We talk through the next night too. I tell him I’m still not used to all the casual physical affection between our friends. How Cleo snuggles into my side like a cat nestling into towels fresh from the dryer, and Sabrina hugs me hello and goodbye, and Parth tousles my hair as he’s passing through a room.
“Would you rather I didn’t touch you?” Wyn asks quietly.
As quietly, I say, “You don’t ever touch me.”
“Because I haven’t known,” he says, “if you want me to.”
Everything in me twists and tightens.
He tucks a pillow under his ear and shifts onto his side, his bare chest and long, lean torso tinged with the first bit of morning, the freckles on his sculpted shoulders visible in the streaks of light.
My train of thought is disappearing around a corner, leaving me alone with a half-naked Wyn Connor, when he says, “Just to be clear, you’re always welcome to touch me.”
I become acutely aware of every place the cool silk sheets skim my legs. I shake the blankets out. “What an extremely generous offer.”
“Not generous at all,” he says. “I’m voracious for physical touch. Can’t get enough.”
“So I’ve gathered,” I say. “If I ever meet someone in need of casual physical touch, I’ll give them your business card.”

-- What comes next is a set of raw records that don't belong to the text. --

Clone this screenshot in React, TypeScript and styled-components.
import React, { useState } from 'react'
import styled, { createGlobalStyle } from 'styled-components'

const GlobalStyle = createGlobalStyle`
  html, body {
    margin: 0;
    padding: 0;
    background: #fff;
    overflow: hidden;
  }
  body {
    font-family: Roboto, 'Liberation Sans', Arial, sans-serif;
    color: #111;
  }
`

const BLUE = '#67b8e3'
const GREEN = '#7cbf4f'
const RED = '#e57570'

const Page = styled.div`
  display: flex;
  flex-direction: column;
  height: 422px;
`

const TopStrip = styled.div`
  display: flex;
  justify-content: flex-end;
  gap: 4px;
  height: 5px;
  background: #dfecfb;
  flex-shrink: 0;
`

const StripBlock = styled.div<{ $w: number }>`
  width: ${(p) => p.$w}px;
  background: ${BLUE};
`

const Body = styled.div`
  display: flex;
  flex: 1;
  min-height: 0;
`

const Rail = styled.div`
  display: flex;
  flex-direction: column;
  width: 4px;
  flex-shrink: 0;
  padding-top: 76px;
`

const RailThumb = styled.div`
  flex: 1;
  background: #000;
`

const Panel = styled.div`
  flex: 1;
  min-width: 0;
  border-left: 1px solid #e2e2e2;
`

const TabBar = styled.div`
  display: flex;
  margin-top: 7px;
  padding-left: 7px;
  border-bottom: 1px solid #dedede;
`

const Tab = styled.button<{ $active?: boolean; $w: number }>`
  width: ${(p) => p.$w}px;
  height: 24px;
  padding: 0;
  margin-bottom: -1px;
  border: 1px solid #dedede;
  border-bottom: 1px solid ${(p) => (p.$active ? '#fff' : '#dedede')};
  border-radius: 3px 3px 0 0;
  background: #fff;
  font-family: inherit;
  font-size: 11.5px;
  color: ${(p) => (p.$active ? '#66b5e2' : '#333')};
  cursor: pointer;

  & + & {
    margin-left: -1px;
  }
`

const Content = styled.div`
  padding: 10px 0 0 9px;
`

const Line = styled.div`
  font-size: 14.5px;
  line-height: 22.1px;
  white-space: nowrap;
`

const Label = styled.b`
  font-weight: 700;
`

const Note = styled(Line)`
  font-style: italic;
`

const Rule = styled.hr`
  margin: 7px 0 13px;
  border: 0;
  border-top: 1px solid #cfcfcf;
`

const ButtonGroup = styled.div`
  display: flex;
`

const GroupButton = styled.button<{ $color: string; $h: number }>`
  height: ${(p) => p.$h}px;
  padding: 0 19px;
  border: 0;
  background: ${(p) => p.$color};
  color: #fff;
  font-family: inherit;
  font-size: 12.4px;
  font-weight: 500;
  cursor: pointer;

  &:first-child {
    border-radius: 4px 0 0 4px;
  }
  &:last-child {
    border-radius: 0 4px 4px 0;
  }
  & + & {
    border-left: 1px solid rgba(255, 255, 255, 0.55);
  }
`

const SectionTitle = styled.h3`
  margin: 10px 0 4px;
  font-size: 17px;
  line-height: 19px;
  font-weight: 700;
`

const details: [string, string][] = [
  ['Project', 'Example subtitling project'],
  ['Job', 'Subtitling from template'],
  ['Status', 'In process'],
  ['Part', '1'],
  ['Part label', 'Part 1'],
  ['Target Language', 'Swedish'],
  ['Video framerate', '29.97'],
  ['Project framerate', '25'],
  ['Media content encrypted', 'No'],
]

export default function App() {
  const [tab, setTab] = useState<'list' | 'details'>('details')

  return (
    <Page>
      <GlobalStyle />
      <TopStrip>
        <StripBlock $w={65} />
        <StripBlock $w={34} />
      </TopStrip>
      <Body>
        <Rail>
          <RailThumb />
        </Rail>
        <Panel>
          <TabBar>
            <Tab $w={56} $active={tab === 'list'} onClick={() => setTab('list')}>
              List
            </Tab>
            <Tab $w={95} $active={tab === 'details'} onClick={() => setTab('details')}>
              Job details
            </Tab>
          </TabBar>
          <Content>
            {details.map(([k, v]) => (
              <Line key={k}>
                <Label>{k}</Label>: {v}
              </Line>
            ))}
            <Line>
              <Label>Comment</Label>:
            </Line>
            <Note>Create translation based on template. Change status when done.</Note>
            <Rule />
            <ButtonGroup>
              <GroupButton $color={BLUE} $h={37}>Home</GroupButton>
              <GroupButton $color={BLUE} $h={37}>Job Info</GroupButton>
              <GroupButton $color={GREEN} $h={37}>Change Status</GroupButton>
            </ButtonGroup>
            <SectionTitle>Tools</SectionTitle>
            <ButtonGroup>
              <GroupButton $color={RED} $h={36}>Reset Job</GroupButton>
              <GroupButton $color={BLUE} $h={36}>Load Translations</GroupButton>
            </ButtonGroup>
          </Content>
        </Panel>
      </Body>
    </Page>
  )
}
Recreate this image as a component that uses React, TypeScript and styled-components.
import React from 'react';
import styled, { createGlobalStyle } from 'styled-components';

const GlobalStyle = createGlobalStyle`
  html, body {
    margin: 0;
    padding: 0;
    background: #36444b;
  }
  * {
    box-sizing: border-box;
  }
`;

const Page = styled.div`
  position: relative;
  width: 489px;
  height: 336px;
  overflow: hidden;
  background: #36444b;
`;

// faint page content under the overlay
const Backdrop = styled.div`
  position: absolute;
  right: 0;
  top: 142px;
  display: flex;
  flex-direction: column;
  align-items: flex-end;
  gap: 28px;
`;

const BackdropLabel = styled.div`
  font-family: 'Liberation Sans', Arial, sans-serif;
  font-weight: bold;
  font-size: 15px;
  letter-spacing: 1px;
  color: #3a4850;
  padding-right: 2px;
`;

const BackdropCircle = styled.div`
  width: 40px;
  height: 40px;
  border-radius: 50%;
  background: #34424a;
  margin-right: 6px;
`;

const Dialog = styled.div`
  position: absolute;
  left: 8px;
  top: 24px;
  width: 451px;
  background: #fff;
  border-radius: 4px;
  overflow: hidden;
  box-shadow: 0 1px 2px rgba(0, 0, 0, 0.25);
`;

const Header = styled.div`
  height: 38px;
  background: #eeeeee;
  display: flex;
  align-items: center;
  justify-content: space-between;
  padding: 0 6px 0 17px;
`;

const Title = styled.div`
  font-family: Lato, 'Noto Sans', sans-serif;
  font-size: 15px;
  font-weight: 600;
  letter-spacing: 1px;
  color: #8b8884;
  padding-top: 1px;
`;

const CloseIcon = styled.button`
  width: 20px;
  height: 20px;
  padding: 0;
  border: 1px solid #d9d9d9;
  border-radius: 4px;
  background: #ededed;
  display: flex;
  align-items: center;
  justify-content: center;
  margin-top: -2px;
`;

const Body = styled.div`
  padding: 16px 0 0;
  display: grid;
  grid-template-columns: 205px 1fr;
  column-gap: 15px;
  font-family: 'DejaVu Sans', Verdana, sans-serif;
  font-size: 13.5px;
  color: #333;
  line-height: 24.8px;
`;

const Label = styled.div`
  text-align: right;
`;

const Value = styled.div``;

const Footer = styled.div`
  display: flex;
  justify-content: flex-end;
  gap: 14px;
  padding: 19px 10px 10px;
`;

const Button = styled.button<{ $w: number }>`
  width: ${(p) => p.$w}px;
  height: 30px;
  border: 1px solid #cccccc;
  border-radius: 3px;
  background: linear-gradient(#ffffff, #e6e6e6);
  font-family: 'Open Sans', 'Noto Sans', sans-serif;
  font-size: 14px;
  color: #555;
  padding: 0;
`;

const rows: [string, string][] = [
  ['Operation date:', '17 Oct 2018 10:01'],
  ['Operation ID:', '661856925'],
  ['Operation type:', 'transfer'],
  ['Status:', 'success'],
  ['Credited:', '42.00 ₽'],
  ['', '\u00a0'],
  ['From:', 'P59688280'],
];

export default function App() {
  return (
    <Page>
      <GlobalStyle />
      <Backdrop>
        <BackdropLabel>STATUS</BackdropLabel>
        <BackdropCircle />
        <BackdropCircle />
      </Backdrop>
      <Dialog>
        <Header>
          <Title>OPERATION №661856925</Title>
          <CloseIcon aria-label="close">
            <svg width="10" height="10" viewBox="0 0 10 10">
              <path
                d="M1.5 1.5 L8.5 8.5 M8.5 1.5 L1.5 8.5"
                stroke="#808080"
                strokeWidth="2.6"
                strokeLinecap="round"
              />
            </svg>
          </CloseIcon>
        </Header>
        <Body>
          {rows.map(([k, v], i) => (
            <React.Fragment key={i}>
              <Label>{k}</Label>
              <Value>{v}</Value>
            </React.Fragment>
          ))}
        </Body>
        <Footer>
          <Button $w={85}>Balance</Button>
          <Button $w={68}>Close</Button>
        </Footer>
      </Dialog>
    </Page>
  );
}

The corner of his mouth tugs downward. “Remember what you told me about Sabrina?”
“No, what?”
“That she exaggerates,” he says. “So does Parth.”
I pitch myself higher on my elbow. “So which were the exaggerations, Wyn? The hot TA who left her phone number on your last essay of the term? The flight attendant who bought all your drinks? The identical triplet Russian acrobats?”

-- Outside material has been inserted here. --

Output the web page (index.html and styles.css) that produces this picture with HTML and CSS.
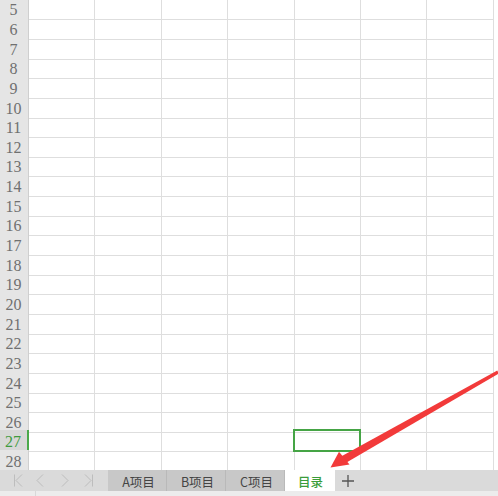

“The triplets,” he says, “were literally just some girls I met in a bar and talked to for thirty minutes. And for the record, they were gymnasts, not acrobats, and they were very nice.”
“One can’t help but notice you didn’t protest about the TA and the flight attendant.”
He sits up against the wall. The man cannot stay in one position for longer than forty or so seconds. “How about we discuss your romantic history?”
“What about it?” I say.
“Sabrina said you were dating another American while you were in London.”
“Hudson,” I supply.
“You never bring him up,” Wyn says.
I don’t bring him up because he and I agreed our relationship was temporary, right from the start. We knew when we went home, we’d be too busy, too focused, for each other. Focus was the second biggest thing Hudson and I had in common. The first was a love of the same chip shop in London. Not the stuff of romantic legend, but it worked out okay, and no one got hurt.
“I’m an open book,” I say. “What do you want to know?”
Wyn’s teeth scrape over his bottom lip. “Is he a genius like you?”
“I’m not a genius,” I say.
“Fine,” Wyn says, “is he brilliant like you? Is he going to be a surgeon?”
Brilliant. The word fizzes through me.
“He wants to be a thoracic surgeon,” I say. “He goes to Harvard.”
Wyn scoffs.
“Tickle in your throat?” I say.
“What’s he look like?” Wyn asks. As I consider, his grin twitches. “Can’t remember?”
“Dark hair, blue eyes,” I say.
“Like you,” he says.
“Identical.” I sit up too. “Side by side, you couldn’t tell us apart.”
Wyn’s eyes slink down me, then climb back to my face. “You’re a very lucky woman.”
“The luckiest,” I say. “Once, when I was sick, he went to class as me.”
“Can I see a picture?” Wyn asks.
“Seriously?”
“I’m curious,” he says.
I lean over the bed and feel around for my phone on the ground, then carry it over to him, swiping through my camera roll.
I choose a picture of Hudson that shows off his high cheekbones, his pointed chin, his glossy dark hair. When I hold it out, Wyn grabs my wrist to steady it and squints at the screen. Then he slides my phone from my hand and brings it closer to his eyes. “Why isn’t he smiling?”